# Written request
Below is some material; set it all down exactly, apart from the pictures.

# Data section

□ □ □

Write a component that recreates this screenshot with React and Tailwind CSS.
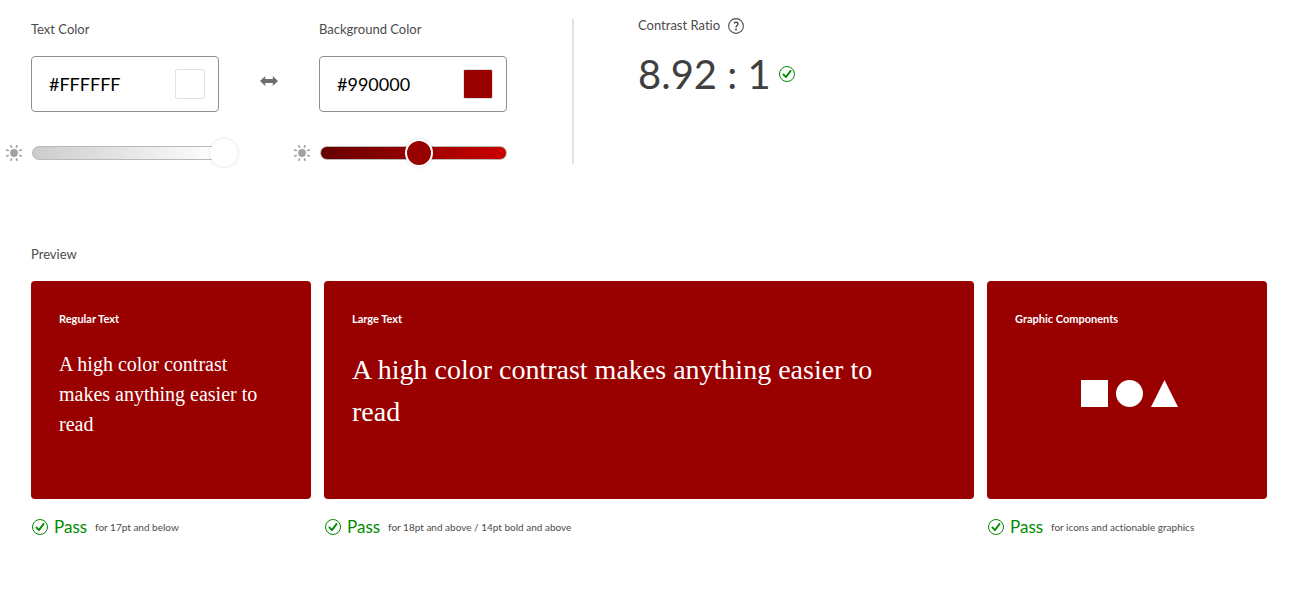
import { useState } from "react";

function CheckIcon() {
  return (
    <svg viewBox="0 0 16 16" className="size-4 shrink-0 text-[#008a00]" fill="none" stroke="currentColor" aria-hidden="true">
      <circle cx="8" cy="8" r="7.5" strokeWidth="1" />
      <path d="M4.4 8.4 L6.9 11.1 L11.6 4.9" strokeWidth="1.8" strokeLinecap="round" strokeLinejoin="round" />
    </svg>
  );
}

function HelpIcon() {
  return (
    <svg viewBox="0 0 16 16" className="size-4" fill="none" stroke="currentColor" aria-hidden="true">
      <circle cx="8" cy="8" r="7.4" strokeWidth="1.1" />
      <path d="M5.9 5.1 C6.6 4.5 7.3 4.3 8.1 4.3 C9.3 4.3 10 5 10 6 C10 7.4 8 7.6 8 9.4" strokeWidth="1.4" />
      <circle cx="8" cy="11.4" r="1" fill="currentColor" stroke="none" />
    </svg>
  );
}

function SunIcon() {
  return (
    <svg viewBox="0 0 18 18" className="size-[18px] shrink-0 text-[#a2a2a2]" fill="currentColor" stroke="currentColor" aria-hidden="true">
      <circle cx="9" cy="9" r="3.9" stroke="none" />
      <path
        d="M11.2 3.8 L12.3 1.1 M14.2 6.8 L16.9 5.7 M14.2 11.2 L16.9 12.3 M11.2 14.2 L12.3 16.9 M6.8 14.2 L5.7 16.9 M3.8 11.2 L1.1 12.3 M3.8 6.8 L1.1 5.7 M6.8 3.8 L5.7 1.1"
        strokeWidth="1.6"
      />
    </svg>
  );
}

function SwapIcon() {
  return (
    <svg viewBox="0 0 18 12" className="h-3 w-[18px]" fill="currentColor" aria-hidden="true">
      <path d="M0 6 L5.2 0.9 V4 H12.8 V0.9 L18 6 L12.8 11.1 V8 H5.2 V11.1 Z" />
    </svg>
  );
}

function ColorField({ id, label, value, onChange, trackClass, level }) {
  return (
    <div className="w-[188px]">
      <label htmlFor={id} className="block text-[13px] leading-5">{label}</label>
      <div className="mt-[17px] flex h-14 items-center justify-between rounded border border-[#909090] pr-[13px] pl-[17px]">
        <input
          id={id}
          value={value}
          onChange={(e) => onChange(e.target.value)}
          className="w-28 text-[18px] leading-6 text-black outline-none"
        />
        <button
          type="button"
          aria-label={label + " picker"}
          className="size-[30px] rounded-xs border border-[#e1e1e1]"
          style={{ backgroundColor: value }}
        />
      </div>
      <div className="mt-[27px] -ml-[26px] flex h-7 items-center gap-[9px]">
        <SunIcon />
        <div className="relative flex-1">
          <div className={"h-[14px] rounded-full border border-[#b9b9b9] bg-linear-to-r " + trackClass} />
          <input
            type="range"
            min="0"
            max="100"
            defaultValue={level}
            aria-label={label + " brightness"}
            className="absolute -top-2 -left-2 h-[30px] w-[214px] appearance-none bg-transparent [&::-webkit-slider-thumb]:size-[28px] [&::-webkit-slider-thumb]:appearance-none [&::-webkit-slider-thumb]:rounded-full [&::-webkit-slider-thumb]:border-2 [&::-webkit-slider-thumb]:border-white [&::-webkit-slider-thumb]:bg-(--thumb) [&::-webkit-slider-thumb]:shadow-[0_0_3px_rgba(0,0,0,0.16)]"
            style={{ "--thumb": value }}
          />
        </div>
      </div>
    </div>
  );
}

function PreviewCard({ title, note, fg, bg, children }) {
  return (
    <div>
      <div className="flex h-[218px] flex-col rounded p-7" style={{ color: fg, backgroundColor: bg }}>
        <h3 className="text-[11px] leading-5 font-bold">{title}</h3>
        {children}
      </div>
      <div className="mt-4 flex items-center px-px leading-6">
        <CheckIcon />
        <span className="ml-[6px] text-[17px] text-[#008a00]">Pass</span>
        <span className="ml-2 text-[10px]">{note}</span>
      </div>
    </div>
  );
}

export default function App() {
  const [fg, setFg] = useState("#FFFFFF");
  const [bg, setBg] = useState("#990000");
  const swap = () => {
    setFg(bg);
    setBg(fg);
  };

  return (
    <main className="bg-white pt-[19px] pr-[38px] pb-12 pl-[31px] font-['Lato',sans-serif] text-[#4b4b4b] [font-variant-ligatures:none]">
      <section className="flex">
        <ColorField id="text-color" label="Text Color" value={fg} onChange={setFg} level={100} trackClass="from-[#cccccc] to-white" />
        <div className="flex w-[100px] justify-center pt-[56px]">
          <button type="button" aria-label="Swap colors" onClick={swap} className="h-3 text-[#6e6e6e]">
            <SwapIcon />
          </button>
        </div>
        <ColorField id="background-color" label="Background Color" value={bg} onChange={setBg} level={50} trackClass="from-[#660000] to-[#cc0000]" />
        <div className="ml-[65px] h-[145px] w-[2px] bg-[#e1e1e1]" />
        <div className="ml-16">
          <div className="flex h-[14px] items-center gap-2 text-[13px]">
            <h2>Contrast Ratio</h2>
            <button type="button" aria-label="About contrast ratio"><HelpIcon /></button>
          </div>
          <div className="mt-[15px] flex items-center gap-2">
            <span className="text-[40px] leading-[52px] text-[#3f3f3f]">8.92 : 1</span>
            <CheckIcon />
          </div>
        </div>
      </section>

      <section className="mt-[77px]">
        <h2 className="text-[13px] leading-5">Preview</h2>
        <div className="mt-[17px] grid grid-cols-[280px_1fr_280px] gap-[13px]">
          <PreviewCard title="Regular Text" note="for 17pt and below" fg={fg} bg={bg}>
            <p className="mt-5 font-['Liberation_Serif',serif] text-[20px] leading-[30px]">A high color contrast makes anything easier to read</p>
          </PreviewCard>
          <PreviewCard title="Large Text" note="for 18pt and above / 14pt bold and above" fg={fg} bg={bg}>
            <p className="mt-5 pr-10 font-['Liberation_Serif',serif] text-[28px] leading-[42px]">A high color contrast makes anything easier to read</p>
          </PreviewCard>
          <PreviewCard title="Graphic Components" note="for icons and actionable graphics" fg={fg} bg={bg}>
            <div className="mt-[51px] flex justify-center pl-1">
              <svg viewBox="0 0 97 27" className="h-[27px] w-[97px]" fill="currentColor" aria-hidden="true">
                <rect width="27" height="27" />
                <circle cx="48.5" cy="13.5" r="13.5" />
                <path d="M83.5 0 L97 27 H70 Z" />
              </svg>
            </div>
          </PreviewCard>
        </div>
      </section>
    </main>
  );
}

□ □ □

# Output for this exercise
Write a component that recreates this screenshot with React and Tailwind CSS.
import { useState } from "react";

function CheckIcon() {
  return (
    <svg viewBox="0 0 16 16" className="size-4 shrink-0 text-[#008a00]" fill="none" stroke="currentColor" aria-hidden="true">
      <circle cx="8" cy="8" r="7.5" strokeWidth="1" />
      <path d="M4.4 8.4 L6.9 11.1 L11.6 4.9" strokeWidth="1.8" strokeLinecap="round" strokeLinejoin="round" />
    </svg>
  );
}

function HelpIcon() {
  return (
    <svg viewBox="0 0 16 16" className="size-4" fill="none" stroke="currentColor" aria-hidden="true">
      <circle cx="8" cy="8" r="7.4" strokeWidth="1.1" />
      <path d="M5.9 5.1 C6.6 4.5 7.3 4.3 8.1 4.3 C9.3 4.3 10 5 10 6 C10 7.4 8 7.6 8 9.4" strokeWidth="1.4" />
      <circle cx="8" cy="11.4" r="1" fill="currentColor" stroke="none" />
    </svg>
  );
}

function SunIcon() {
  return (
    <svg viewBox="0 0 18 18" className="size-[18px] shrink-0 text-[#a2a2a2]" fill="currentColor" stroke="currentColor" aria-hidden="true">
      <circle cx="9" cy="9" r="3.9" stroke="none" />
      <path
        d="M11.2 3.8 L12.3 1.1 M14.2 6.8 L16.9 5.7 M14.2 11.2 L16.9 12.3 M11.2 14.2 L12.3 16.9 M6.8 14.2 L5.7 16.9 M3.8 11.2 L1.1 12.3 M3.8 6.8 L1.1 5.7 M6.8 3.8 L5.7 1.1"
        strokeWidth="1.6"
      />
    </svg>
  );
}

function SwapIcon() {
  return (
    <svg viewBox="0 0 18 12" className="h-3 w-[18px]" fill="currentColor" aria-hidden="true">
      <path d="M0 6 L5.2 0.9 V4 H12.8 V0.9 L18 6 L12.8 11.1 V8 H5.2 V11.1 Z" />
    </svg>
  );
}

function ColorField({ id, label, value, onChange, trackClass, level }) {
  return (
    <div className="w-[188px]">
      <label htmlFor={id} className="block text-[13px] leading-5">{label}</label>
      <div className="mt-[17px] flex h-14 items-center justify-between rounded border border-[#909090] pr-[13px] pl-[17px]">
        <input
          id={id}
          value={value}
          onChange={(e) => onChange(e.target.value)}
          className="w-28 text-[18px] leading-6 text-black outline-none"
        />
        <button
          type="button"
          aria-label={label + " picker"}
          className="size-[30px] rounded-xs border border-[#e1e1e1]"
          style={{ backgroundColor: value }}
        />
      </div>
      <div className="mt-[27px] -ml-[26px] flex h-7 items-center gap-[9px]">
        <SunIcon />
        <div className="relative flex-1">
          <div className={"h-[14px] rounded-full border border-[#b9b9b9] bg-linear-to-r " + trackClass} />
          <input
            type="range"
            min="0"
            max="100"
            defaultValue={level}
            aria-label={label + " brightness"}
            className="absolute -top-2 -left-2 h-[30px] w-[214px] appearance-none bg-transparent [&::-webkit-slider-thumb]:size-[28px] [&::-webkit-slider-thumb]:appearance-none [&::-webkit-slider-thumb]:rounded-full [&::-webkit-slider-thumb]:border-2 [&::-webkit-slider-thumb]:border-white [&::-webkit-slider-thumb]:bg-(--thumb) [&::-webkit-slider-thumb]:shadow-[0_0_3px_rgba(0,0,0,0.16)]"
            style={{ "--thumb": value }}
          />
        </div>
      </div>
    </div>
  );
}

function PreviewCard({ title, note, fg, bg, children }) {
  return (
    <div>
      <div className="flex h-[218px] flex-col rounded p-7" style={{ color: fg, backgroundColor: bg }}>
        <h3 className="text-[11px] leading-5 font-bold">{title}</h3>
        {children}
      </div>
      <div className="mt-4 flex items-center px-px leading-6">
        <CheckIcon />
        <span className="ml-[6px] text-[17px] text-[#008a00]">Pass</span>
        <span className="ml-2 text-[10px]">{note}</span>
      </div>
    </div>
  );
}

export default function App() {
  const [fg, setFg] = useState("#FFFFFF");
  const [bg, setBg] = useState("#990000");
  const swap = () => {
    setFg(bg);
    setBg(fg);
  };

  return (
    <main className="bg-white pt-[19px] pr-[38px] pb-12 pl-[31px] font-['Lato',sans-serif] text-[#4b4b4b] [font-variant-ligatures:none]">
      <section className="flex">
        <ColorField id="text-color" label="Text Color" value={fg} onChange={setFg} level={100} trackClass="from-[#cccccc] to-white" />
        <div className="flex w-[100px] justify-center pt-[56px]">
          <button type="button" aria-label="Swap colors" onClick={swap} className="h-3 text-[#6e6e6e]">
            <SwapIcon />
          </button>
        </div>
        <ColorField id="background-color" label="Background Color" value={bg} onChange={setBg} level={50} trackClass="from-[#660000] to-[#cc0000]" />
        <div className="ml-[65px] h-[145px] w-[2px] bg-[#e1e1e1]" />
        <div className="ml-16">
          <div className="flex h-[14px] items-center gap-2 text-[13px]">
            <h2>Contrast Ratio</h2>
            <button type="button" aria-label="About contrast ratio"><HelpIcon /></button>
          </div>
          <div className="mt-[15px] flex items-center gap-2">
            <span className="text-[40px] leading-[52px] text-[#3f3f3f]">8.92 : 1</span>
            <CheckIcon />
          </div>
        </div>
      </section>

      <section className="mt-[77px]">
        <h2 className="text-[13px] leading-5">Preview</h2>
        <div className="mt-[17px] grid grid-cols-[280px_1fr_280px] gap-[13px]">
          <PreviewCard title="Regular Text" note="for 17pt and below" fg={fg} bg={bg}>
            <p className="mt-5 font-['Liberation_Serif',serif] text-[20px] leading-[30px]">A high color contrast makes anything easier to read</p>
          </PreviewCard>
          <PreviewCard title="Large Text" note="for 18pt and above / 14pt bold and above" fg={fg} bg={bg}>
            <p className="mt-5 pr-10 font-['Liberation_Serif',serif] text-[28px] leading-[42px]">A high color contrast makes anything easier to read</p>
          </PreviewCard>
          <PreviewCard title="Graphic Components" note="for icons and actionable graphics" fg={fg} bg={bg}>
            <div className="mt-[51px] flex justify-center pl-1">
              <svg viewBox="0 0 97 27" className="h-[27px] w-[97px]" fill="currentColor" aria-hidden="true">
                <rect width="27" height="27" />
                <circle cx="48.5" cy="13.5" r="13.5" />
                <path d="M83.5 0 L97 27 H70 Z" />
              </svg>
            </div>
          </PreviewCard>
        </div>
      </section>
    </main>
  );
}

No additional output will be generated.